Regulation

The FAA’s BVLOS rulemaking: where the US is on the path to rules-based commercial operations

The FAA has been developing a BVLOS rulemaking framework for several years. The process — involving aviation rulemaking committees, public comment periods, and extensive industry engagement — reflects the scale of what it means to write rules for a new class of commercial aviation. Here is where the process stands.

The FAA’s BVLOS rulemaking: where the US is on the path to rules-based commercial operations

The United States has the world’s largest commercial drone market and, in the FAA, one of the most complex aviation regulatory environments in which to develop new operational frameworks. The development of rules-based BVLOS authorisation — moving from the current system of individual Part 107 waivers to a framework in which operators can conduct BVLOS operations under defined rules without case-by-case FAA approval — has been one of the most significant regulatory development challenges the FAA has faced in recent years.

The current framework: Part 107 waivers

Commercial drone operations in the United States are governed by Part 107 of the Federal Aviation Regulations, which came into force in August 2016. Part 107 established the baseline rules for small unmanned aircraft commercial operations: visual line of sight, daytime, below 400 feet above ground level, below 100 mph, and other operational constraints that define the standard commercial drone operating environment.

Part 107 also established a waiver process that allows operators to apply for permission to deviate from specific Part 107 requirements, including the VLOS requirement. A Part 107 BVLOS waiver is specific to the operator, the aircraft, the operational area, and the type of operation — it is not transferable and it requires the operator to demonstrate to the FAA’s satisfaction that the proposed operation can be conducted safely without visual observation of the aircraft.

The waiver process has produced a body of authorised BVLOS operations that have generated the safety data the FAA needs to develop rules-based frameworks. Wing, Zipline, Flytrex, DroneUp, and others have operated under BVLOS waivers, and the operational data from those operations has informed the FAA’s understanding of what rules-based BVLOS operations would require.

The BVLOS Aviation Rulemaking Committee

In 2021, the FAA established a BVLOS Aviation Rulemaking Committee — BVLOS ARC — to develop recommendations for a rules-based BVLOS framework. The BVLOS ARC brought together representatives from the drone industry, aviation safety organisations, state and local governments, and public interest groups to develop consensus recommendations on what BVLOS rules should look like.
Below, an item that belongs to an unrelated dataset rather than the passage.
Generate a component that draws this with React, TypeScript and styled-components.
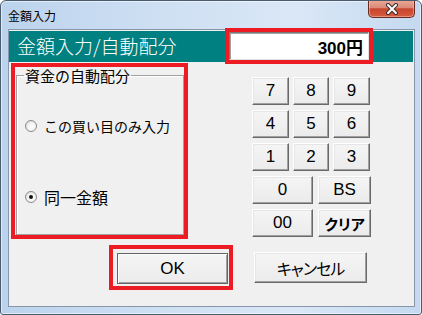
import React from "react";
import styled, { createGlobalStyle, css } from "styled-components";

const jp = `"Noto Sans CJK JP", "Liberation Sans", sans-serif`;
const latin = `"Liberation Sans", "Noto Sans CJK JP", sans-serif`;
const red = "#ed1c24";

const GlobalStyle = createGlobalStyle`
  html, body {
    margin: 0;
    padding: 0;
    width: 422px;
    height: 315px;
    overflow: hidden;
    background: #fff;
  }
  * { box-sizing: border-box; }
`;

const Window = styled.div`
  width: 422px;
  height: 315px;
  display: flex;
  flex-direction: column;
  border: 1px solid #4a5b6e;
  border-radius: 6px 6px 3px 3px;
  background: linear-gradient(to right, #bcd3ed 0%, #cfe0f3 40%, #dae7f6 70%, #c4d9f0 100%);
  box-shadow: inset 0 0 0 1px rgba(255, 255, 255, 0.55);
  overflow: hidden;
`;

const TitleBar = styled.div`
  height: 28px;
  flex: none;
  display: flex;
  align-items: flex-start;
  padding: 0 6px 0 7px;
`;

const TitleText = styled.span`
  margin-top: 7px;
  font-family: ${jp};
  font-size: 12px;
  line-height: 16px;
  color: #000;
`;

const CloseButton = styled.div`
  margin-left: auto;
  width: 47px;
  height: 18px;
  margin-top: -1px;
  display: flex;
  align-items: center;
  justify-content: center;
  border: 1px solid #6b2a1f;
  border-top: none;
  border-radius: 0 0 5px 5px;
  background: linear-gradient(#eaa999 0%, #db8b78 45%, #c8452e 52%, #d55c40 100%);
  box-shadow: inset 0 0 0 1px rgba(255, 210, 200, 0.45);
`;

const Client = styled.div`
  flex: 1;
  margin: 0 6px 7px 7px;
  border: 1px solid #8796a8;
  background: #f0f0f0;
  padding: 1px 1px 0 0;
  display: flex;
  flex-direction: column;
`;

const Header = styled.div`
  height: 31px;
  flex: none;
  background: #008080;
  display: flex;
  align-items: center;
  justify-content: space-between;
  padding: 0 44px 0 8px;
`;

const HeaderTitle = styled.span`
  font-family: ${jp};
  font-size: 19px;
  font-weight: 300;
  line-height: 24px;
  color: #fff;
  margin-top: -1px;
`;

const AmountBox = styled.div`
  width: 140px;
  height: 28px;
  margin-top: -1px;
  background: #fff;
  border: 1px solid;
  border-color: #7a7a7a #e3e3e3 #e3e3e3 #7a7a7a;
  box-shadow: inset 1px 1px 0 #a0a0a0;
  outline: 4px solid ${red};
  display: flex;
  align-items: center;
  justify-content: flex-end;
  padding-right: 5px;
  font-family: ${latin};
  font-weight: bold;
  font-size: 17px;
  color: #000;
`;

const Body = styled.div`
  display: flex;
  align-items: flex-start;
  margin-top: 1px;
  padding-left: 2px;
`;

const GroupFrame = styled.div`
  width: 177px;
  height: 176px;
  border: 4px solid ${red};
  padding-left: 1px;
`;

const GroupBox = styled.fieldset`
  width: 168px;
  height: 168px;
  margin: 0;
  padding: 0 0 0 8px;
  border: 1px solid #a0a0a0;
  box-shadow: inset 1px 1px 0 #fff;
  display: flex;
  flex-direction: column;
  gap: 51px;
`;

const Legend = styled.legend`
  margin-left: -1px;
  padding: 0 1px;
  font-family: ${jp};
  font-size: 15px;
  line-height: 17px;
  color: #000;
`;

const RadioRow = styled.label`
  display: flex;
  align-items: center;
  gap: 7px;
  height: 20px;
  font-family: ${jp};
  color: #000;
  &:first-of-type { margin-top: 32px; }
`;

const RadioDot = styled.span<{ $checked?: boolean }>`
  width: 12px;
  height: 12px;
  flex: none;
  border-radius: 50%;
  border: 1px solid #8a8a8a;
  background: radial-gradient(circle at 60% 60%, #ffffff 0%, #f3f3f3 45%, #d0d0d0 100%);
  display: flex;
  align-items: center;
  justify-content: center;
  ${(p) =>
    p.$checked &&
    css`
      &::after {
        content: "";
        width: 4px;
        height: 4px;
        border-radius: 50%;
        background: #111;
      }
    `}
`;

const RadioText = styled.span<{ $size: number }>`
  font-size: ${(p) => p.$size}px;
  line-height: 20px;
`;

const Keypad = styled.div`
  margin: 14px 0 0 64px;
  display: flex;
  flex-direction: column;
  gap: 5px;
`;

const KeyRow = styled.div<{ $gap: number }>`
  display: flex;
  gap: ${(p) => p.$gap}px;
`;

const Button = styled.button<{ $w: number; $h: number; $default?: boolean; $bold?: boolean }>`
  width: ${(p) => p.$w}px;
  height: ${(p) => p.$h}px;
  margin: 0;
  padding: 0;
  font-family: ${latin};
  font-size: ${(p) => (p.$bold ? 15 : 17)}px;
  font-weight: ${(p) => (p.$bold ? "bold" : "normal")};
  font-feature-settings: "palt";
  color: #000;
  background: linear-gradient(#f5f5f5, #ebebeb);
  border: 1px solid;
  border-color: #ffffff #696969 #696969 #ffffff;
  box-shadow: inset -1px -1px 0 #a0a0a0, inset 1px 1px 0 #e6e6e6;
  display: flex;
  align-items: center;
  justify-content: center;
  ${(p) =>
    p.$default &&
    css`
      border-color: #646464;
      box-shadow: inset 1px 1px 0 #ffffff, inset -1px -1px 0 #a0a0a0;
    `}
`;

const CancelButton = styled(Button)`
  margin-left: 21px;
`;

const Footer = styled.div`
  display: flex;
  align-items: center;
  margin-top: 6px;
  padding-left: 100px;
`;

const OkFrame = styled.div`
  border: 4px solid ${red};
  padding: 4px 1px 2px 4px;
`;

const CancelLabel = styled.span`
  font-family: ${jp};
  font-size: 16px;
  letter-spacing: -1px;
  font-feature-settings: "palt";
`;

const keyRows: string[][] = [
  ["7", "8", "9"],
  ["4", "5", "6"],
  ["1", "2", "3"],
];

export default function App() {
  return (
    <>
      <GlobalStyle />
      <Window>
        <TitleBar>
          <TitleText>金額入力</TitleText>
          <CloseButton>
            <svg width="14" height="12" viewBox="0 0 14 12">
              <path d="M3 2 L11 10 M11 2 L3 10" stroke="#3c3030" strokeWidth="4" strokeLinecap="round" />
              <path d="M3 2 L11 10 M11 2 L3 10" stroke="#ffffff" strokeWidth="2" strokeLinecap="round" />
            </svg>
          </CloseButton>
        </TitleBar>
        <Client>
          <Header>
            <HeaderTitle>金額入力/自動配分</HeaderTitle>
            <AmountBox>300円</AmountBox>
          </Header>
          <Body>
            <GroupFrame>
              <GroupBox>
                <Legend>資金の自動配分</Legend>
                <RadioRow>
                  <RadioDot />
                  <RadioText $size={14}>この買い目のみ入力</RadioText>
                </RadioRow>
                <RadioRow>
                  <RadioDot $checked />
                  <RadioText $size={16}>同一金額</RadioText>
                </RadioRow>
              </GroupBox>
            </GroupFrame>
            <Keypad>
              {keyRows.map((row, i) => (
                <KeyRow key={i} $gap={4}>
                  {row.map((k, j) => (
                    <Button key={k} $w={j === 1 ? 36 : 37} $h={28}>
                      {k}
                    </Button>
                  ))}
                </KeyRow>
              ))}
              <KeyRow $gap={5}>
                <Button $w={61} $h={28}>0</Button>
                <Button $w={53} $h={28}>BS</Button>
              </KeyRow>
              <KeyRow $gap={5}>
                <Button $w={61} $h={28}>00</Button>
                <Button $w={53} $h={28} $bold>クリア</Button>
              </KeyRow>
            </Keypad>
          </Body>
          <Footer>
            <OkFrame>
              <Button $w={111} $h={31} $default>OK</Button>
            </OkFrame>
            <CancelButton $w={113} $h={31}>
              <CancelLabel>キャンセル</CancelLabel>
            </CancelButton>
          </Footer>
        </Client>
      </Window>
    </>
  );
}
The BVLOS ARC published its final report in 2022, containing recommendations across the key areas of a rules-based BVLOS framework: performance-based requirements for detect and avoid, C2 link standards, operational risk management methodology, operator certification, and airspace integration. The ARC’s recommendations did not have the force of regulation — they were recommendations to the FAA to consider in developing actual rules — but they established the industry consensus position on many of the technical and operational questions that a BVLOS rulemaking would need to address.

The BEYOND programme

The FAA’s BEYOND programme provided a structured pathway for operators seeking to expand their BVLOS operations beyond what standard Part 107 waivers had allowed. Operating under BEYOND, selected operators conducted expanded BVLOS operations in defined corridors and operational contexts, generating the safety data needed to support rulemaking development. The programme represented an intermediate step between the current waiver-by-waiver approach and a full rules-based framework — a way to accumulate operational evidence at larger scale than individual waivers had produced.
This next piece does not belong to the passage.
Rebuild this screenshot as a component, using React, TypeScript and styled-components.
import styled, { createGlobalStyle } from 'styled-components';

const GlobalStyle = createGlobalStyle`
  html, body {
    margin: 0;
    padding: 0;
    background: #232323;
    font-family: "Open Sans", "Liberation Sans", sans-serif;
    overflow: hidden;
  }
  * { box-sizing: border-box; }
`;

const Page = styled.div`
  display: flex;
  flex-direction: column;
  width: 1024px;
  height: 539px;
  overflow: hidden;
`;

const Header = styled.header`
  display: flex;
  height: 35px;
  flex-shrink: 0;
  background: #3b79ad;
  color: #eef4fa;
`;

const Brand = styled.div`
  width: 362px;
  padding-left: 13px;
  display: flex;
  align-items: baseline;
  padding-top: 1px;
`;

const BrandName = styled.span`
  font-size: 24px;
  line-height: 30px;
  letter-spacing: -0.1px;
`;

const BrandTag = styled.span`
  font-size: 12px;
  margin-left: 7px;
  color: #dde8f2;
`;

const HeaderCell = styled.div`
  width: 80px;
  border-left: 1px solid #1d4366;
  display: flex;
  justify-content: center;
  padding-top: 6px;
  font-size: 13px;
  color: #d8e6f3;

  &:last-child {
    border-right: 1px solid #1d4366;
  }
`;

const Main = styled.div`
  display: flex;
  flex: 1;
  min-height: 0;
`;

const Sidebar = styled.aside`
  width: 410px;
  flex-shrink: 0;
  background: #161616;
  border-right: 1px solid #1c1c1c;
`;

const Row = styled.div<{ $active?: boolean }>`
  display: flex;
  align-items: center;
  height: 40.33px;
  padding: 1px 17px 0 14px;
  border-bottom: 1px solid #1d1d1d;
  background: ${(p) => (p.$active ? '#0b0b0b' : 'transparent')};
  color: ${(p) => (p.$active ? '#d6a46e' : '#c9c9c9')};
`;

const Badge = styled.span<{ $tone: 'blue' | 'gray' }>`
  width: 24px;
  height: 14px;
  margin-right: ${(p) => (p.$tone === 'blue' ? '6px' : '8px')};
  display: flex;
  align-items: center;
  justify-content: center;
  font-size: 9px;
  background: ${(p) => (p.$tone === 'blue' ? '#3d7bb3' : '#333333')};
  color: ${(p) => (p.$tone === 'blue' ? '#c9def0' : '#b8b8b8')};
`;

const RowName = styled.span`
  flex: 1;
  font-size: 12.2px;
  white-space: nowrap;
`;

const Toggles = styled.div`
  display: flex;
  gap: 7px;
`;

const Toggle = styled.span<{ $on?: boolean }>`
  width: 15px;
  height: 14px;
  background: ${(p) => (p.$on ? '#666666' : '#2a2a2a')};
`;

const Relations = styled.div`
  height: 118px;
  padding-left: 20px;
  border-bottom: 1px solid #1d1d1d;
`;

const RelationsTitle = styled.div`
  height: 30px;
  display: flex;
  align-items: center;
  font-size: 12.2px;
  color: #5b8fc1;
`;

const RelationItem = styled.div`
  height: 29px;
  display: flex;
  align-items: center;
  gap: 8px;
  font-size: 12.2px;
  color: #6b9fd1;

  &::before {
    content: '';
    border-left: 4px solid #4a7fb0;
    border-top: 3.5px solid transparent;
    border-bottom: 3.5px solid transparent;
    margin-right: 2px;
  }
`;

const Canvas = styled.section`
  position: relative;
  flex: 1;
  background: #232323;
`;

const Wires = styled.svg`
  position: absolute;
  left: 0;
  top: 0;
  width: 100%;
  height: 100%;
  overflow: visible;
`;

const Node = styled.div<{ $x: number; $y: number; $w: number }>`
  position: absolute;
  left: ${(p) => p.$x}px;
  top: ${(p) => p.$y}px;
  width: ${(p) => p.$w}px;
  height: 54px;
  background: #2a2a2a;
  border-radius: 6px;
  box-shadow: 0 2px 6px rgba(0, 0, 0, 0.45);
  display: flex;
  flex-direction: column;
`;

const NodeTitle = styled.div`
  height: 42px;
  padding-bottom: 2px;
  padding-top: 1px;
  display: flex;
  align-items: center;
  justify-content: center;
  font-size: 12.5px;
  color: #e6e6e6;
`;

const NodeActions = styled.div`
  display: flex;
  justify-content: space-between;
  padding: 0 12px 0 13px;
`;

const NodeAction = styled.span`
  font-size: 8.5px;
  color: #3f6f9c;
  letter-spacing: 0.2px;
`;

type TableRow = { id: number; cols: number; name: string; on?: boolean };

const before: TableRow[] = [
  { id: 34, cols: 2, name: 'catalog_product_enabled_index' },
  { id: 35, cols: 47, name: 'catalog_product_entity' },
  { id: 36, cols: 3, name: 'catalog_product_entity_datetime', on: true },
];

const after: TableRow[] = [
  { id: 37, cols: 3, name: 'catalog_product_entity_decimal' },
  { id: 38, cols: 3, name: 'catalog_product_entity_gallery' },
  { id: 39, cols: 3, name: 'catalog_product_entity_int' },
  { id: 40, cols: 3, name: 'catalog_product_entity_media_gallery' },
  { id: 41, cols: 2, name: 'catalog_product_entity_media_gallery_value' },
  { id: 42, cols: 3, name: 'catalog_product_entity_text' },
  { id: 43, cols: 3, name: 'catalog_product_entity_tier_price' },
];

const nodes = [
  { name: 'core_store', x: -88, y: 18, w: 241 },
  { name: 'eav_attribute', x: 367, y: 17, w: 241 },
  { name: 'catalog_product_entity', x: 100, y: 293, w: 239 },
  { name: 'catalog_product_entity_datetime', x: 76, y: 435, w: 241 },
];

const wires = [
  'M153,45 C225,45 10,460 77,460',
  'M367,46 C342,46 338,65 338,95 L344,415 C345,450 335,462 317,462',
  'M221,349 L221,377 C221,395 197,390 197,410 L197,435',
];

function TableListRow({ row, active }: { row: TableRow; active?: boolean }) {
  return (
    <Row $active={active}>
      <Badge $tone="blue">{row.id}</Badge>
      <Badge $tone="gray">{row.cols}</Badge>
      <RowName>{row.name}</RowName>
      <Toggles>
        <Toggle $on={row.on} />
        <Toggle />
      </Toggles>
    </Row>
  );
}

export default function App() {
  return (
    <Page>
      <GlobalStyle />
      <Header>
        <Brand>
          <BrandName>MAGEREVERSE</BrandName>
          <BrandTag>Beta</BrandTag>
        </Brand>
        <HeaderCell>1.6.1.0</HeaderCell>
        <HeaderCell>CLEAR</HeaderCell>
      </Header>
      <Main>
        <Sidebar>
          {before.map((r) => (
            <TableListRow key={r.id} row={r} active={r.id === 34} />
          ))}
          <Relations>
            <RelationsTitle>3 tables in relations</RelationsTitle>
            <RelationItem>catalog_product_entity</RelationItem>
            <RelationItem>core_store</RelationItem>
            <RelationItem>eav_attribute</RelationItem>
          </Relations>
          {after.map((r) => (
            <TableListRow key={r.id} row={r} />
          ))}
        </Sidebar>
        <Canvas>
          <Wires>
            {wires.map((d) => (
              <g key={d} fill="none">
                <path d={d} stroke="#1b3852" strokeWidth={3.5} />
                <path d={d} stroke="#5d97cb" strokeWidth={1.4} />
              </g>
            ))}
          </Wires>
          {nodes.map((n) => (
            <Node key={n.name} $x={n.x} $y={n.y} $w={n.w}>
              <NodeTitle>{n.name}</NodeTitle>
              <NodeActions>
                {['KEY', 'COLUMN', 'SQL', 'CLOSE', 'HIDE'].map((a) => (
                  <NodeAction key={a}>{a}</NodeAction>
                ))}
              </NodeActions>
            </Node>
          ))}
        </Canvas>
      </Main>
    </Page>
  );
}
The path to rules-based BVLOS

The development of actual BVLOS rules involves the standard FAA rulemaking process: internal rule development, an Advance Notice of Proposed Rulemaking or Notice of Proposed Rulemaking with public comment, review of comments, and final rule publication. The complexity of BVLOS rulemaking — involving aircraft performance standards, operator certification, airspace integration, and technology requirements that are still evolving — makes it one of the more technically demanding rulemakings the FAA has undertaken.

The FAA operates under resource and timeline constraints that have slowed its rulemaking pace across multiple categories. Aviation reauthorisation legislation, which governs FAA’s mandate and funding, has periodically included provisions directing the FAA to develop BVLOS rules by specific deadlines — reflecting Congressional recognition that the pace of regulatory development has lagged the pace of industry development and the economic opportunity represented by commercial drone operations.

The direction of travel is clear: rules-based BVLOS authorisation, replacing the current waiver system, is the stated goal of both the FAA and the industry. The timeline for achieving it depends on the pace of the rulemaking process, the resolution of key technical questions about performance standards, and the availability of FAA resources to complete the work.